**THE PROBLEM:**
Please print exactly the lines below, from the start of the material up to and including the line with "import React from", but none of the pictures.

**INPUT:**
▬▬▬▬▬▬▬▬▬▬

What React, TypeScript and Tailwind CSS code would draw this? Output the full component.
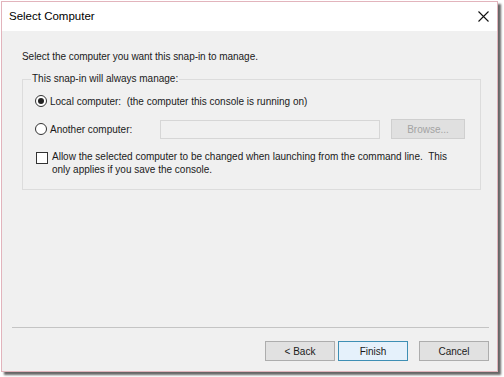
import React from "react";

export default function App() {
  const font = { fontFamily: '"Liberation Sans", Arial, sans-serif' };
  return (
    <div className="w-[504px] h-[377px] bg-white overflow-hidden" style={font}>
      <div className="ml-[1px] mt-[1px] w-[497px] h-[371px] border border-[#e2b4bc] bg-[#f0f0f0] shadow-[3px_3px_2px_rgba(0,0,0,0.6)] flex flex-col text-[10px] text-[#1a1a1a]">
        <div className="h-[29px] bg-white flex items-center justify-between pl-[7px] pr-[6px] shrink-0">
          <span className="text-[11.5px] text-black">Select Computer</span>
          <svg width="11" height="11" viewBox="0 0 11 11" className="mr-[2px]">
            <path d="M0.5 0.5 L10.5 10.5 M10.5 0.5 L0.5 10.5" stroke="#111" strokeWidth="1.1" fill="none" />
          </svg>
        </div>
        <div className="flex-1 flex flex-col">
          <div className="ml-[20px] mt-[19px] leading-[14px] tracking-[-0.05px]">Select the computer you want this snap-in to manage.</div>
          <fieldset className="ml-[20px] mr-[16px] mt-[8px] border border-[#dcdcdc] pb-[13px]">
            <legend className="ml-[8px] px-[1px] leading-[14px]">This snap-in will always manage:</legend>
            <div className="ml-[12px] mt-[7px] h-[16px] flex items-center">
              <span className="w-[12px] h-[12px] rounded-full border border-[#333] bg-white flex items-center justify-center">
                <span className="w-[6px] h-[6px] rounded-full bg-[#222]" />
              </span>
              <span className="ml-[3px] whitespace-pre">Local computer:  (the computer this console is running on)</span>
            </div>
            <div className="ml-[12px] mt-[10px] h-[20px] flex items-center">
              <span className="w-[12px] h-[12px] rounded-full border border-[#333] bg-white" />
              <span className="ml-[3px] w-[110px]">Another computer:</span>
              <div className="w-[220px] h-[19px] border border-[#d6d6d6] bg-[#f0f0f0]" />
              <div className="ml-[11px] w-[74px] h-[20px] border border-[#cfcfcf] bg-[#e0e0e0] flex items-center justify-center text-[#a3a3a3]">
                Browse...
              </div>
            </div>
            <div className="ml-[12px] mt-[11px] flex items-start">
              <span className="mt-[2px] ml-[1px] w-[12px] h-[12px] border border-[#333] bg-white shrink-0" />
              <span className="ml-[4px] leading-[13px] whitespace-pre">
                Allow the selected computer to be changed when launching from the command line.  This
                <br />
                only applies if you save the console.
              </span>
            </div>
          </fieldset>
          <div className="flex-1" />
          <div className="ml-[10px] mr-[8px] border-t border-[#c4c4c4]" />
          <div className="mt-[13px] mb-[10px] mr-[8px] flex justify-end">
            <div className="w-[70px] h-[20px] border border-[#adadad] bg-[#e1e1e1] flex items-center justify-center">&lt; Back</div>
            <div className="ml-[3px] w-[70px] h-[20px] border border-[#3e8fb4] bg-[#e5f1fb] flex items-center justify-center">Finish</div>
            <div className="ml-[11px] w-[70px] h-[20px] border border-[#adadad] bg-[#e1e1e1] flex items-center justify-center">Cancel</div>
          </div>
        </div>
      </div>
    </div>
  );
}
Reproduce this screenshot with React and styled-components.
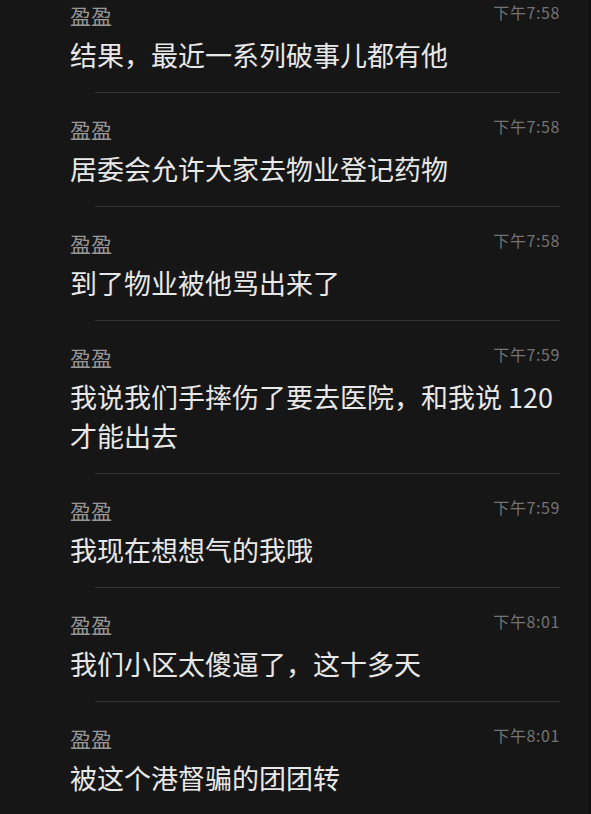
import styled, { createGlobalStyle } from 'styled-components';

const GlobalStyle = createGlobalStyle`
    html, body {
        margin: 0;
        padding: 0;
        background: #161616;
    }
    body {
        font-family: "Noto Sans CJK SC", "Noto Sans", sans-serif;
        overflow: hidden;
    }
`;

const Screen = styled.div`
    width: 591px;
    height: 814px;
    background: #161616;
    overflow: hidden;
    border-right: 3px solid #101010;
    box-sizing: border-box;
`;

const List = styled.div`
    display: flex;
    flex-direction: column;
    margin-top: -21px;
`;

const Row = styled.div`
    display: flex;
    flex-direction: column;
`;

const Body = styled.div`
    padding: 22px 28px 18px 70px;
    display: flex;
    flex-direction: column;
    gap: 6px;
`;

const Header = styled.div`
    display: flex;
    justify-content: space-between;
    align-items: flex-start;
`;

const Name = styled.div`
    font-size: 21px;
    line-height: 28px;
    color: #969696;
`;

const Time = styled.div`
    font-size: 16px;
    line-height: 22px;
    color: #737373;
    letter-spacing: 0.6px;
`;

const Message = styled.div`
    font-size: 27px;
    line-height: 39px;
    color: #e8e8e8;
    white-space: pre-line;
`;

const Divider = styled.div`
    height: 1px;
    margin: 0 28px 0 95px;
    background: #343434;
`;

const messages = [
    { time: '下午7:58', text: '结果，最近一系列破事儿都有他' },
    { time: '下午7:58', text: '居委会允许大家去物业登记药物' },
    { time: '下午7:58', text: '到了物业被他骂出来了' },
    { time: '下午7:59', text: '我说我们手摔伤了要去医院，和我说 120\n才能出去' },
    { time: '下午7:59', text: '我现在想想气的我哦' },
    { time: '下午8:01', text: '我们小区太傻逼了，这十多天' },
    { time: '下午8:01', text: '被这个港督骗的团团转' },
];

export default function App() {
    return <>
        <GlobalStyle />
        <Screen>
            <List>
                {messages.map((m, i) => (
                    <Row key={i}>
                        <Body>
                            <Header>
                                <Name>盈盈</Name>
                                <Time>{m.time}</Time>
                            </Header>
                            <Message>{m.text}</Message>
                        </Body>
                        <Divider />
                    </Row>
                ))}
            </List>
        </Screen>
    </>
}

▬▬▬▬▬▬▬▬▬▬

**CORRECT ANSWER:**
What React, TypeScript and Tailwind CSS code would draw this? Output the full component.
import React from "react";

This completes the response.